The journalist and historian Rick Perlstein has a recent book called The Invisible Bridge: The Fall of Nixon and the Rise of Reagan. A reviewer criticized the book, and Perlstein responded here. What piqued my interest was Perlstein's claim that "I first learned to distrust conservatives' own protestations that theirs is a 'movement of ideas' when I read a speech transcript from a right-wing congressman in 1962 backing his defense of laissez-faire economics by dropping the name of Edmund Burke, who had less than nothing to do with laissez-faire economics."
If you have read a biography of Burke, or of Adam Smith, or James Boswell's Life of Samuel Johnson, LL.D., you will know that Burke and Smith were friends (and members of an illustrious dining club started by Johnson). In fact, Burke's first biographer recounted a conversation in which Burke claimed that "Mr. Smith, he said, told him, after they had conversed on subjects of political economy, that he was the only man who, without communication, thought on those topics exactly as he [Smith] did" (Robert Bisset, The Life of Edmund Burke, 1800, v. 2, p. 429). And as a study of Burke's economic thought (which I have only skimmed) observes, "Burke often sounded like Smith in his advocacy of economic freedom and the free market economy" (Francis Canavan, The Political Economy of Edmund Burke, 1995, p. 117).

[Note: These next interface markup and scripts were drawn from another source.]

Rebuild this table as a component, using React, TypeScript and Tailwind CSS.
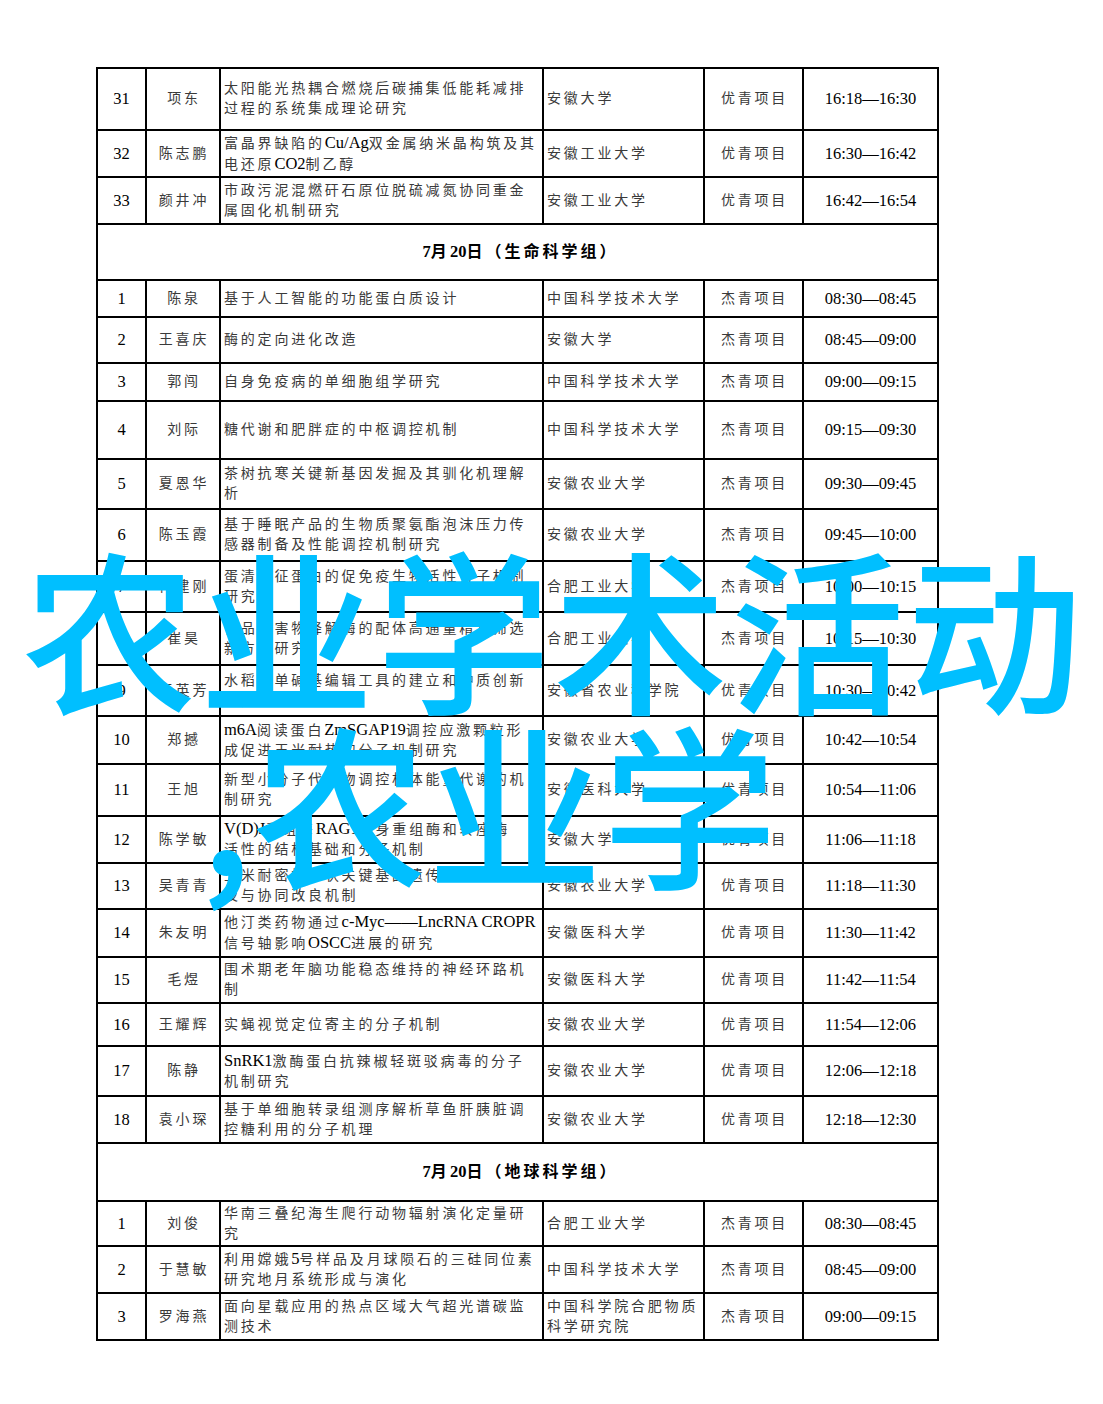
import React from "react";

type Entry = {
  no: string;
  name: string;
  title: string[];
  inst: string[];
  kind: string;
  time: string;
  h: string;
};

type Header = { header: string; h: string };

type Row = Entry | Header;

const rows: Row[] = [
  { no: "31", name: "项东", title: ["太阳能光热耦合燃烧后碳捕集低能耗减排", "过程的系统集成理论研究"], inst: ["安徽大学"], kind: "优青项目", time: "16:18—16:30", h: "h-[62px]" },
  { no: "32", name: "陈志鹏", title: ["富晶界缺陷的Cu/Ag双金属纳米晶构筑及其", "电还原CO2制乙醇"], inst: ["安徽工业大学"], kind: "优青项目", time: "16:30—16:42", h: "h-[47px]" },
  { no: "33", name: "颜井冲", title: ["市政污泥混燃矸石原位脱硫减氮协同重金", "属固化机制研究"], inst: ["安徽工业大学"], kind: "优青项目", time: "16:42—16:54", h: "h-[47px]" },
  { header: "7月20日（生命科学组）", h: "h-[56px]" },
  { no: "1", name: "陈泉", title: ["基于人工智能的功能蛋白质设计"], inst: ["中国科学技术大学"], kind: "杰青项目", time: "08:30—08:45", h: "h-[37px]" },
  { no: "2", name: "王喜庆", title: ["酶的定向进化改造"], inst: ["安徽大学"], kind: "杰青项目", time: "08:45—09:00", h: "h-[46px]" },
  { no: "3", name: "郭闯", title: ["自身免疫病的单细胞组学研究"], inst: ["中国科学技术大学"], kind: "杰青项目", time: "09:00—09:15", h: "h-[38px]" },
  { no: "4", name: "刘际", title: ["糖代谢和肥胖症的中枢调控机制"], inst: ["中国科学技术大学"], kind: "杰青项目", time: "09:15—09:30", h: "h-[58px]" },
  { no: "5", name: "夏恩华", title: ["茶树抗寒关键新基因发掘及其驯化机理解", "析"], inst: ["安徽农业大学"], kind: "杰青项目", time: "09:30—09:45", h: "h-[50px]" },
  { no: "6", name: "陈玉霞", title: ["基于睡眠产品的生物质聚氨酯泡沫压力传", "感器制备及性能调控机制研究"], inst: ["安徽农业大学"], kind: "杰青项目", time: "09:45—10:00", h: "h-[52px]" },
  { no: "7", name: "何建刚", title: ["蛋清特征蛋白的促免疫生物活性分子机制", "研究"], inst: ["合肥工业大学"], kind: "杰青项目", time: "10:00—10:15", h: "h-[51px]" },
  { no: "8", name: "崔昊", title: ["食品有害物降解酶的配体高通量精准筛选", "新方法研究"], inst: ["合肥工业大学"], kind: "杰青项目", time: "10:15—10:30", h: "h-[53px]" },
  { no: "9", name: "王英芳", title: ["水稻新单碱基编辑工具的建立和种质创新", "研究"], inst: ["安徽省农业科学院"], kind: "优青项目", time: "10:30—10:42", h: "h-[51px]" },
  { no: "10", name: "郑撼", title: ["m6A阅读蛋白ZmSGAP19调控应激颗粒形", "成促进玉米耐热的分子机制研究"], inst: ["安徽农业大学"], kind: "优青项目", time: "10:42—10:54", h: "h-[48px]" },
  { no: "11", name: "王旭", title: ["新型小分子代谢物调控机体能量代谢的机", "制研究"], inst: ["安徽医科大学"], kind: "优青项目", time: "10:54—11:06", h: "h-[52px]" },
  { no: "12", name: "陈学敏", title: ["V(D)J重组酶RAG1自身重组酶和转座酶", "活性的结构基础和分子机制"], inst: ["安徽大学"], kind: "优青项目", time: "11:06—11:18", h: "h-[47px]" },
  { no: "13", name: "吴青青", title: ["玉米耐密植性状关键基因遗传效应的解析", "及与协同改良机制"], inst: ["安徽农业大学"], kind: "优青项目", time: "11:18—11:30", h: "h-[46px]" },
  { no: "14", name: "朱友明", title: ["他汀类药物通过c-Myc——LncRNA CROPR", "信号轴影响OSCC进展的研究"], inst: ["安徽医科大学"], kind: "优青项目", time: "11:30—11:42", h: "h-[48px]" },
  { no: "15", name: "毛煜", title: ["围术期老年脑功能稳态维持的神经环路机", "制"], inst: ["安徽医科大学"], kind: "优青项目", time: "11:42—11:54", h: "h-[46px]" },
  { no: "16", name: "王耀辉", title: ["实蝇视觉定位寄主的分子机制"], inst: ["安徽农业大学"], kind: "优青项目", time: "11:54—12:06", h: "h-[43px]" },
  { no: "17", name: "陈静", title: ["SnRK1激酶蛋白抗辣椒轻斑驳病毒的分子", "机制研究"], inst: ["安徽农业大学"], kind: "优青项目", time: "12:06—12:18", h: "h-[50px]" },
  { no: "18", name: "袁小琛", title: ["基于单细胞转录组测序解析草鱼肝胰脏调", "控糖利用的分子机理"], inst: ["安徽农业大学"], kind: "优青项目", time: "12:18—12:30", h: "h-[47px]" },
  { header: "7月20日（地球科学组）", h: "h-[58px]" },
  { no: "1", name: "刘俊", title: ["华南三叠纪海生爬行动物辐射演化定量研", "究"], inst: ["合肥工业大学"], kind: "杰青项目", time: "08:30—08:45", h: "h-[45px]" },
  { no: "2", name: "于慧敏", title: ["利用嫦娥5号样品及月球陨石的三硅同位素", "研究地月系统形成与演化"], inst: ["中国科学技术大学"], kind: "杰青项目", time: "08:45—09:00", h: "h-[47px]" },
  { no: "3", name: "罗海燕", title: ["面向星载应用的热点区域大气超光谱碳监", "测技术"], inst: ["中国科学院合肥物质", "科学研究院"], kind: "杰青项目", time: "09:00—09:15", h: "h-[47px]" },
];

// latin runs are set in Times-like serif, the rest in the CJK face
const Mixed = ({ text, bold = false }: { text: string; bold?: boolean }) => {
  const parts = text.split(/([\x20-\x7E\u2014]+)/).filter(Boolean);
  return (
    <>
      {parts.map((p, i) =>
        /^[\x20-\x7E\u2014]+$/.test(p) ? (
          <span
            key={i}
            className={`font-['Liberation_Serif',serif] text-[16.5px] tracking-normal text-black ${bold ? "font-bold" : ""}`}
          >
            {p}
          </span>
        ) : (
          <span key={i}>{p}</span>
        )
      )}
    </>
  );
};

const cell = "shrink-0 border-r-2 border-b-2 border-black flex items-center";

const EntryRow = ({ r }: { r: Entry }) => (
  <div className={`flex ${r.h}`}>
    <div className={`${cell} w-[49px] justify-center`}>
      <Mixed text={r.no} />
    </div>
    <div className={`${cell} w-[74px] justify-center pl-[2px]`}>{r.name}</div>
    <div className={`${cell} w-[323px] pl-[3px]`}>
      <div className="flex flex-col">
        {r.title.map((l, i) => (
          <div key={i} className="whitespace-nowrap">
            <Mixed text={l} />
          </div>
        ))}
      </div>
    </div>
    <div className={`${cell} w-[161px] pl-[3px]`}>
      <div className="flex flex-col">
        {r.inst.map((l, i) => (
          <div key={i} className="whitespace-nowrap">
            {l}
          </div>
        ))}
      </div>
    </div>
    <div className={`${cell} w-[99px] justify-center pl-[2px]`}>{r.kind}</div>
    <div className={`${cell} w-[135px] justify-center`}>
      <Mixed text={r.time} />
    </div>
  </div>
);

const HeaderRow = ({ r }: { r: Header }) => (
  <div className={`flex ${r.h}`}>
    <div className={`${cell} flex-1 justify-center pl-[6px] font-bold text-[16px] tracking-[3px] text-black`}>
      <Mixed text={r.header} bold />
    </div>
  </div>
);

export default function App() {
  return (
    <div className="relative w-[1103px] h-[1404px] bg-white overflow-hidden font-['Liberation_Serif','Noto_Sans_CJK_SC',serif] text-[14px] leading-[20px] tracking-[2.8px] text-[#3a3a3a]">
      <div className="ml-[96px] pt-[67px]">
        <div className="w-[843px] border-l-2 border-t-2 border-black">
          {rows.map((r, i) =>
            "header" in r ? <HeaderRow key={i} r={r} /> : <EntryRow key={i} r={r} />
          )}
        </div>
      </div>

      {/* watermark over the table */}
      <div className="pointer-events-none absolute left-[22px] top-[537px] whitespace-nowrap font-['Noto_Sans_CJK_SC',sans-serif] font-medium text-[175px] leading-[175px] tracking-[2px] text-[#00bfff]">
        农业学术活动
      </div>
      <div className="pointer-events-none absolute left-[200px] top-[712px] whitespace-nowrap font-['Noto_Sans_CJK_SC',sans-serif] font-medium text-[175px] leading-[175px] tracking-normal text-[#00bfff]">
        ,农业学
      </div>
    </div>
  );
}
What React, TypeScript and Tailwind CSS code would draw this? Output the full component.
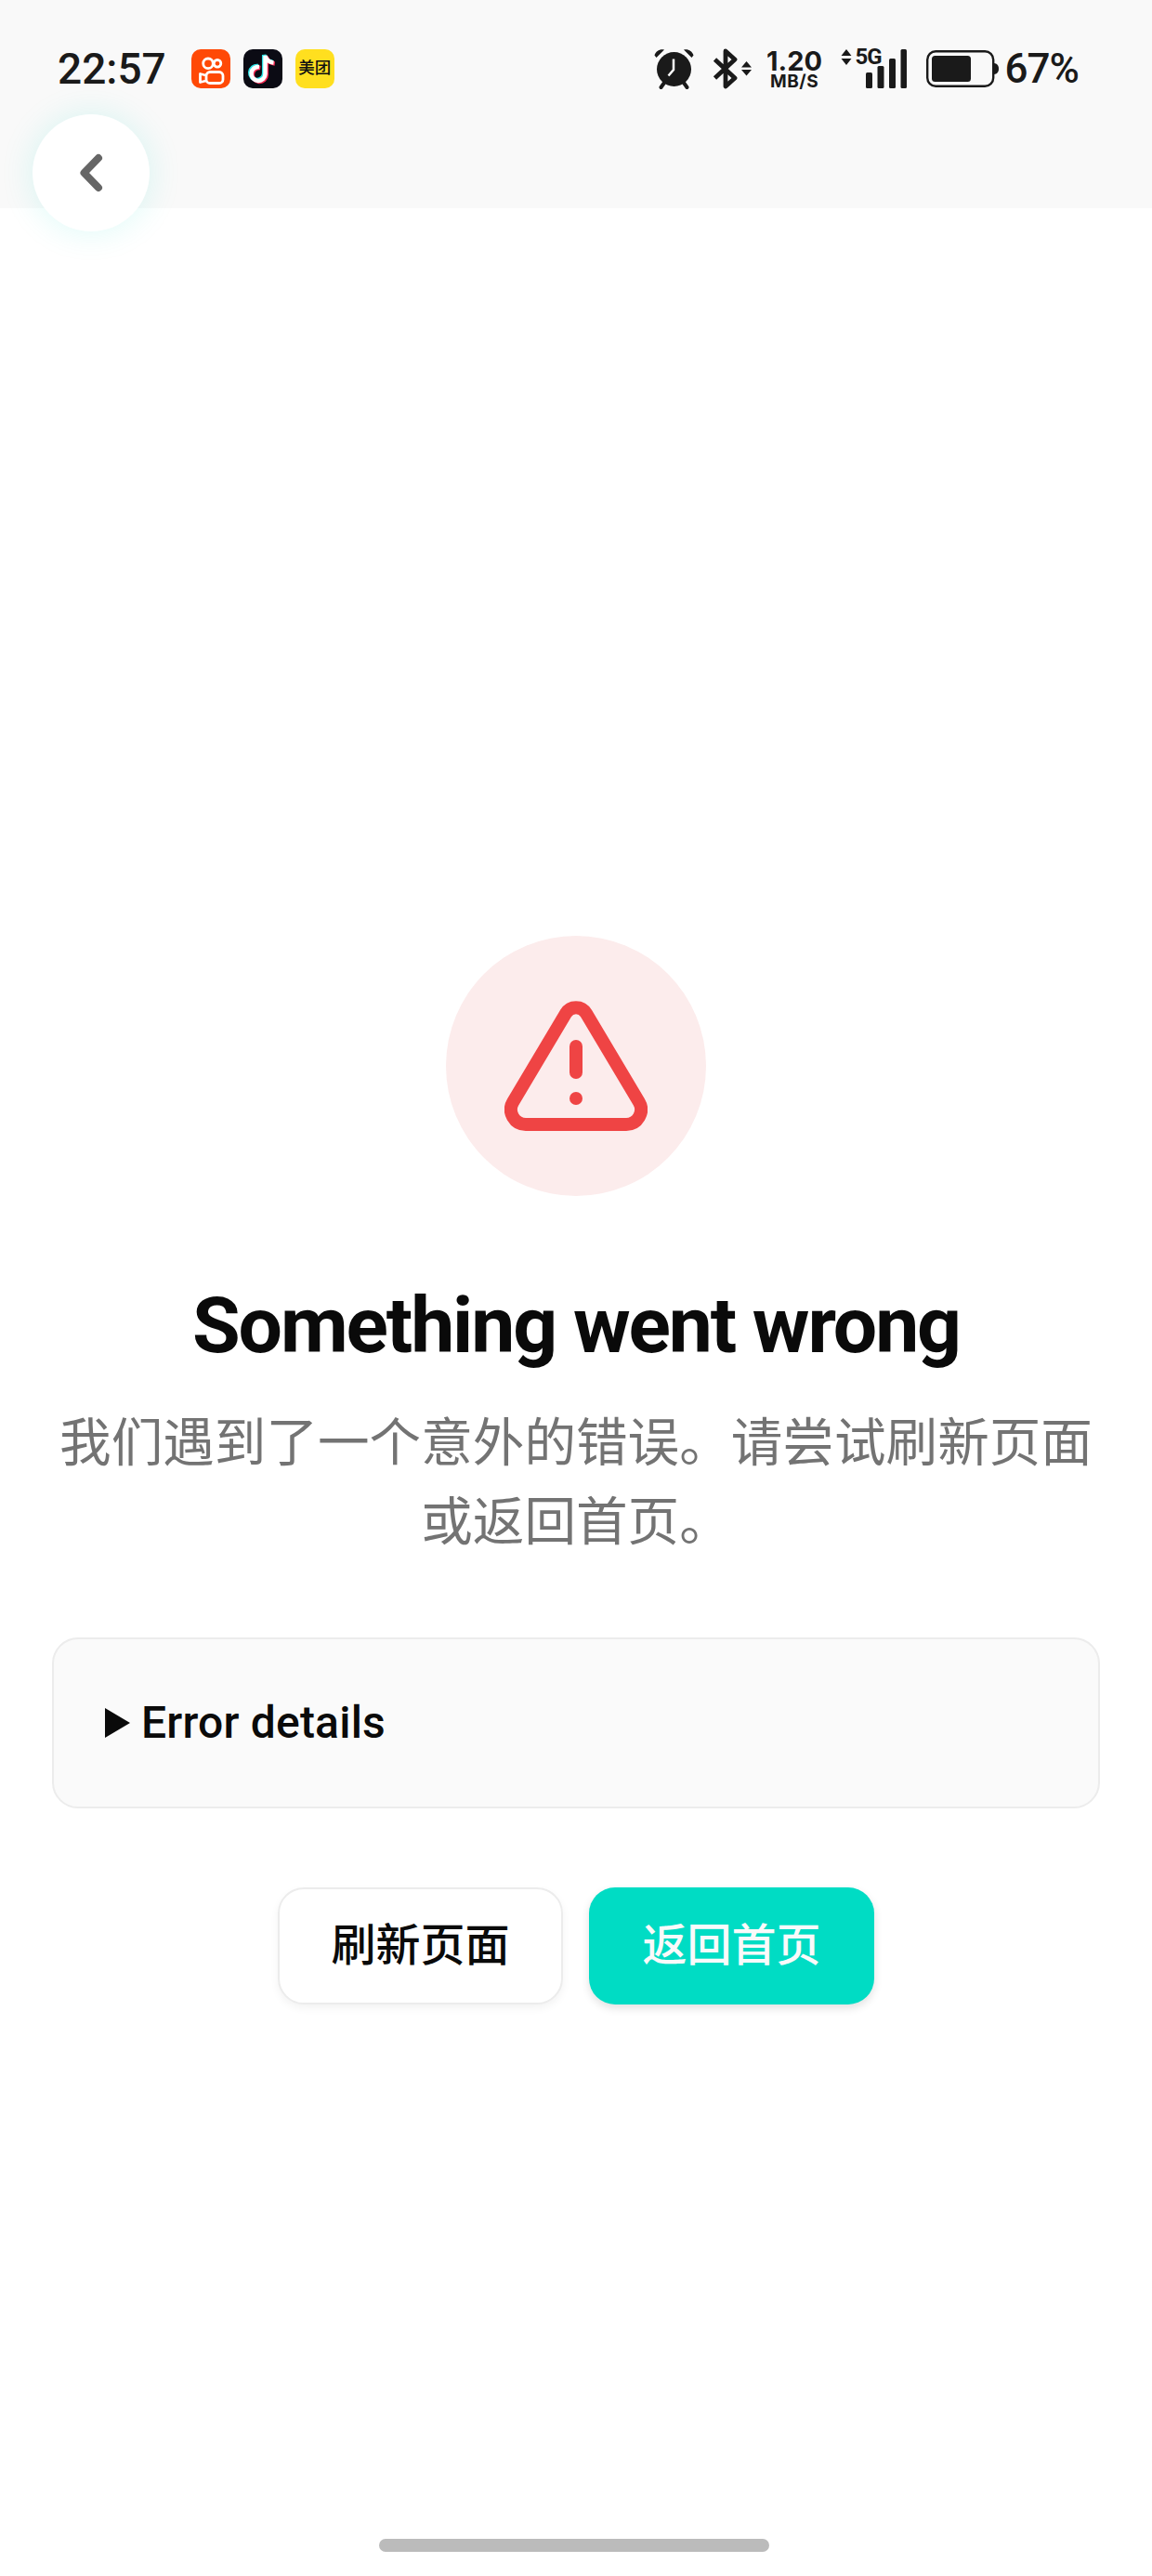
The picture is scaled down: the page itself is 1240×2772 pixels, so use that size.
const sans = "font-['Roboto','Noto_Sans_CJK_SC',sans-serif]";

const BackButton = () => (
  <button className="absolute left-[35px] top-[123px] flex size-[126px] items-center justify-center rounded-full bg-white shadow-[0_0_36px_rgba(0,220,196,0.14)]">
    <svg width="34" height="52" viewBox="0 0 34 52" fill="none">
      <path d="M25 10 9.500 26 25 42" stroke="#666666" strokeWidth="8" strokeLinecap="round" strokeLinejoin="round" />
    </svg>
  </button>
);

const AppIcons = () => (
  <div className="ml-[27px] flex gap-[14px]">
    <span className="flex size-[42px] items-center justify-center rounded-[10px] bg-[#ff4906]">
      <svg width="42" height="42" viewBox="0 0 42 42" fill="none" stroke="#ffffff" strokeWidth="2.800">
        <circle cx="18" cy="15.300" r="5.300" />
        <circle cx="28" cy="15.300" r="3.800" />
        <rect x="16" y="24.500" width="18" height="12" rx="4" />
        <path d="M15.500 28 9.500 26.500v9l6-1.500" strokeLinejoin="round" />
      </svg>
    </span>
    <span className="flex size-[42px] items-center justify-center rounded-[10px] bg-[#0b0b14]">
      <svg width="42" height="42" viewBox="0 0 42 42" fill="none" strokeWidth="4.500">
        <path d="M17 19a7.500 7.500 0 1 0 6.500 7.500V7c1 4 4 7 9 7.500" stroke="#2ce3e6" transform="translate(-1.300 -1)" />
        <path d="M17 19a7.500 7.500 0 1 0 6.500 7.500V7c1 4 4 7 9 7.500" stroke="#fb2c55" transform="translate(1.300 1)" />
        <path d="M17 19a7.500 7.500 0 1 0 6.500 7.500V7c1 4 4 7 9 7.500" stroke="#ffffff" />
      </svg>
    </span>
    <span className="flex size-[42px] items-center justify-center rounded-[10px] bg-[#ffdf1f]">
      <span className="text-[17.500px] font-medium leading-none text-[#111111]">美团</span>
    </span>
  </div>
);

const StatusIcons = () => (
  <div className="ml-auto flex items-center">
    <svg width="43" height="44" viewBox="0 0 43 44" fill="#1a1a1a">
      <path d="M.5 7.500C2 3 6 .5 11 1.500L2.500 10ZM42.500 7.500C41 3 37 .5 32 1.500L40.500 10Z" />
      <circle cx="21.500" cy="22.500" r="18.500" />
      <path d="M11 37 7.500 42M32 37l3.500 5" stroke="#1a1a1a" strokeWidth="4" strokeLinecap="round" />
      <path d="M21 11.500V23l-5.500 6.500" fill="none" stroke="#f9f9f9" strokeWidth="2.500" />
    </svg>
    <svg className="ml-[20px]" width="43" height="44" viewBox="0 0 43 44" fill="none">
      <path d="M2.500 12 24 32 14 41V3l10 9L2.500 32" stroke="#1a1a1a" strokeWidth="4.800" strokeLinejoin="round" />
      <path d="M31 20.500 36.500 14 42 20.500ZM31 23 36.500 29.500 42 23Z" fill="#1a1a1a" />
    </svg>
    <div className="ml-[14px] flex w-[63px] flex-col items-center font-['Inter',sans-serif] text-[#1a1a1a]">
      <span className="text-[29px] font-bold leading-[28px]">1.20</span>
      <span className="text-[19px] font-bold leading-[16px] tracking-[0.5px]">MB/S</span>
    </div>
    <svg className="ml-[18px]" width="12" height="44" viewBox="0 0 12 44" fill="#1a1a1a">
      <path d="M.500 8 6 1l5.500 7ZM.500 11 6 18l5.500-7Z" />
    </svg>
    <div className="relative ml-[4px] h-[44px] w-[55px]">
      <span className="absolute left-0 top-[-3px] text-[24px] font-bold leading-[24px] tracking-[-1px] text-[#1a1a1a]">5G</span>
      <svg className="absolute inset-0" width="55" height="44" viewBox="0 0 55 44" fill="#1a1a1a">
        <rect x="11" y="26" width="7" height="17" rx="1.500" />
        <rect x="23.500" y="19" width="7" height="24" rx="1.500" />
        <rect x="36" y="11" width="7" height="32" rx="1.500" />
        <rect x="48.500" y="1" width="6.500" height="42" rx="1.500" />
      </svg>
    </div>
    <svg className="ml-[21px]" width="78" height="40" viewBox="0 0 78 40" fill="none">
      <rect x="1.200" y="1.200" width="71" height="37.600" rx="9" stroke="#1a1a1a" strokeWidth="2.400" />
      <rect x="6" y="6" width="42" height="28" rx="3.500" fill="#1a1a1a" />
      <path d="M73 14c3 .5 5 2 5 6s-2 5.500-5 6Z" fill="#1a1a1a" />
    </svg>
    <span className="ml-[7px] text-[44px] font-medium leading-none tracking-[-1px] text-[#1a1a1a]">67%</span>
  </div>
);

const WarningIcon = () => (
  <svg width="154" height="140" viewBox="0 0 154 140" fill="none" stroke="#ef4444" strokeWidth="14" strokeLinecap="round">
    <path d="M66 13.500A12.700 12.700 0 0 1 88 13.500L144.900 109A16 16 0 0 1 131 133H23A16 16 0 0 1 9.100 109Z" strokeLinejoin="round" />
    <path d="M77 49V77" />
    <circle cx="77" cy="105" r="7" fill="#ef4444" stroke="none" />
  </svg>
);

export default function App() {
  return (
    <div className={`relative flex min-h-[2772px] flex-col items-center bg-white ${sans}`}>
      <header className="flex h-[224px] w-full items-start bg-[#f9f9f9] pl-[62px] pr-[79px] pt-[52px]">
        <div className="flex h-[44px] w-full items-center">
          <span className="text-[46px] font-medium leading-none text-[#1a1a1a]">22:57</span>
          <AppIcons />
          <StatusIcons />
        </div>
      </header>
      <BackButton />

      <main className="flex w-full flex-col items-center px-[56px] pt-[783px]">
        <div className="flex size-[280px] items-center justify-center rounded-full bg-[#fcecec]">
          <WarningIcon />
        </div>
        <h1 className="mt-[88px] text-[84px] font-bold leading-[104px] tracking-[-2.100px] text-[#0a0a0a]">
          Something went wrong
        </h1>
        <p className="mt-[32px] text-center text-[55.600px] leading-[85px] text-[#737373]">
          我们遇到了一个意外的错误。请尝试刷新页面或返回首页。
        </p>
        <div className="mt-[81px] flex h-[184px] w-full items-center gap-[12px] rounded-[28px] border-2 border-[#ececec] bg-[#fafafa] px-[55px]">
          <span className="h-0 w-0 border-y-[16px] border-l-[27px] border-y-transparent border-l-[#0a0a0a]" />
          <span className="text-[48px] font-medium leading-none tracking-[0.2px] text-[#0a0a0a]">Error details</span>
        </div>
        <div className="mt-[85px] flex gap-[28px]">
          <button className="h-[126px] w-[307px] rounded-[28px] border-2 border-[#ececec] bg-white text-[48px] font-medium text-[#0a0a0a] shadow-[0_4px_10px_rgba(0,0,0,0.05)]">
            刷新页面
          </button>
          <button className="h-[126px] w-[307px] rounded-[28px] bg-[#00dcc4] text-[48px] font-medium text-[#fafafa] shadow-[0_4px_10px_rgba(0,0,0,0.12)]">
            返回首页
          </button>
        </div>
      </main>

      <div className="mb-[26px] mr-[4px] mt-auto h-[14px] w-[420px] rounded-full bg-[#bbbbbb]" />
    </div>
  );
}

It turns out, then, that Burke had a lot to do with laissez-faire economics, and that the right-wing congressman in 1962 was correct. (Will Perlstein now stop distrusting conservatives?) To my knowledge, as one who has read little of Burke beyond Reflections on the Revolution in France, he did not comment except in passing on monetary matters. But Smith was perhaps the first prominent free banker, in The Wealth of Nations, and Burke was an enthusiastic student of the book. So perhaps Burke supported free banking but, because of his focus on other matters, never had occasion to express his opinion in his writings?